How to Listen Better in a World Full of Distractions

Relational mindfulness, attention quality, and simple ways to build stronger social connection in an age of screens, noise, and constant interruptions.

Listening sounds simple until you try to do it well. In a world full of buzzing phones, open tabs, background television, short-form videos, packed schedules, and mental overload, giving someone your full attention has become surprisingly difficult. Many conversations now happen while one person is half-looking at a screen, mentally preparing a reply, or trying to finish three tasks at once.

But better listening is not just a communication skill. It is a form of relational mindfulness. It says, “You matter enough for me to be here.” When someone feels genuinely heard, they often feel calmer, safer, and more connected. When they feel ignored, rushed, or interrupted, even small conversations can become tense or shallow.

The good news is that listening better does not require a perfect personality, endless patience, or long emotional conversations every day. It requires attention to quality. A few minutes of focused, present listening can be more meaningful than an hour of distracted conversation. In other words, the goal is not to listen longer. The goal is to listen with more presence.

Core idea: Better listening is not about being silent while waiting for your turn to speak. It is about being present enough to understand what the other person is really trying to share.

Why Listening Feels So Hard Now

Modern attention is constantly being pulled in different directions. Even when we want to listen, distractions compete for space in the mind. A notification appears. A task pops into memory. A message remains unread. A worry from earlier in the day keeps replaying. Before we realise it, we are physically present but mentally somewhere else.

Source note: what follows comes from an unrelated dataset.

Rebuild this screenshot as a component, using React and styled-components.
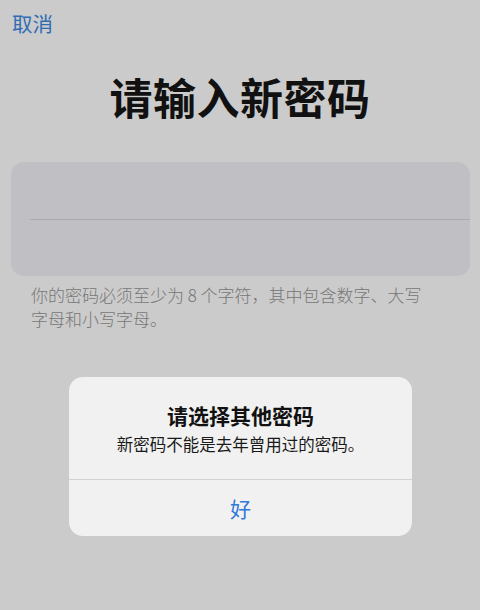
import styled, { createGlobalStyle } from "styled-components";

const Global = createGlobalStyle`
  html, body {
    margin: 0;
    padding: 0;
    background: #cbcbcb;
    font-family: "Noto Sans CJK SC", "Noto Sans", sans-serif;
  }
`;

const Screen = styled.div`
  position: relative;
  width: 480px;
  height: 610px;
  background: #cbcbcb;
  overflow: hidden;
`;

const NavBar = styled.div`
  display: flex;
  padding: 6px 12px 0;
  height: 34px;
  align-items: center;
`;

const Cancel = styled.span`
  font-size: 20.5px;
  color: #2f6db5;
  line-height: 1;
`;

const Title = styled.h1`
  margin: 28px 0 0;
  text-align: center;
  font-size: 43px;
  font-weight: 700;
  color: #111;
  line-height: 56px;
  letter-spacing: 0.5px;
`;

const Fields = styled.div`
  margin: 38px 10px 0 11px;
  height: 114px;
  border-radius: 13px;
  background: #c0bfc4;
  display: flex;
  flex-direction: column;
`;

const Field = styled.div`
  flex: 1;
  border-top: ${(p) => (p.first ? "none" : "1px solid #abaaae")};
  margin-left: ${(p) => (p.first ? "0" : "19px")};
`;

const Help = styled.div`
  margin: 7px 0 0 31px;
  display: flex;
  flex-direction: column;
  font-size: 17px;
  font-weight: 300;
  color: #777;
`;

const HelpLine = styled.span`
  line-height: 24px;
  white-space: nowrap;
`;

const Overlay = styled.div`
  position: absolute;
  left: 69px;
  top: 377px;
  width: 343px;
  border-radius: 14px;
  background: #f1f1f1;
  overflow: hidden;
`;

const AlertBody = styled.div`
  padding: 23px 16px 23px;
  display: flex;
  flex-direction: column;
  align-items: center;
  gap: 2px;
`;

const AlertTitle = styled.div`
  font-size: 21px;
  font-weight: 700;
  color: #111;
  line-height: 30px;
`;

const AlertMsg = styled.div`
  font-size: 16.5px;
  color: #1a1a1a;
  line-height: 24px;
`;

const AlertButton = styled.div`
  border-top: 1px solid #d2d2d2;
  height: 56px;
  display: flex;
  align-items: center;
  justify-content: center;
  font-size: 21px;
  color: #2f7ad9;
`;

export default function App() {
  return (
    <Screen>
      <Global />
      <NavBar>
        <Cancel>取消</Cancel>
      </NavBar>
      <Title>请输入新密码</Title>
      <Fields>
        <Field first />
        <Field />
      </Fields>
      <Help>
        <HelpLine>你的密码必须至少为 8 个字符，其中包含数字、大写</HelpLine>
        <HelpLine>字母和小写字母。</HelpLine>
      </Help>
      <Overlay>
        <AlertBody>
          <AlertTitle>请选择其他密码</AlertTitle>
          <AlertMsg>新密码不能是去年曾用过的密码。</AlertMsg>
        </AlertBody>
        <AlertButton>好</AlertButton>
      </Overlay>
    </Screen>
  );
}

Listening also becomes harder because many people confuse hearing with understanding. Hearing is the physical act of receiving sound. Listening is active. It involves attention, interpretation, patience, emotional awareness, and sometimes restraint. You may hear every word someone says and still miss the meaning behind it.

Another reason listening is difficult is that we often listen through the filter of ourselves. We compare the story to our own experience. We plan advice. We prepare a defence. We decide whether we agree. While some of this is natural, it can keep us from actually receiving the other person’s perspective.

Common listening mistake: Many people listen to reply, fix, correct, or defend. Better listening begins when you shift from “What should I say next?” to “What are they trying to help me understand?”

What Relational Mindfulness Means

Relational mindfulness means bringing mindful awareness into your interactions with other people. Instead of practising mindfulness only during meditation, breathing, or quiet reflection, you practise it while someone is speaking to you. You notice their words, tone, facial expression, pace, pauses, and emotional energy. You also notice your own reactions without letting them take over.

This does not mean you become passive or agree with everything. It means you create enough inner space to understand before reacting. In a disagreement, relational mindfulness helps you hear the concern underneath the complaint. In a friendship, it helps you notice when someone needs support instead of quick advice. In family life, it helps reduce the automatic defensiveness that can turn small comments into arguments.

At its heart, relational mindfulness is attention with care. It combines focus, curiosity, patience, and emotional respect.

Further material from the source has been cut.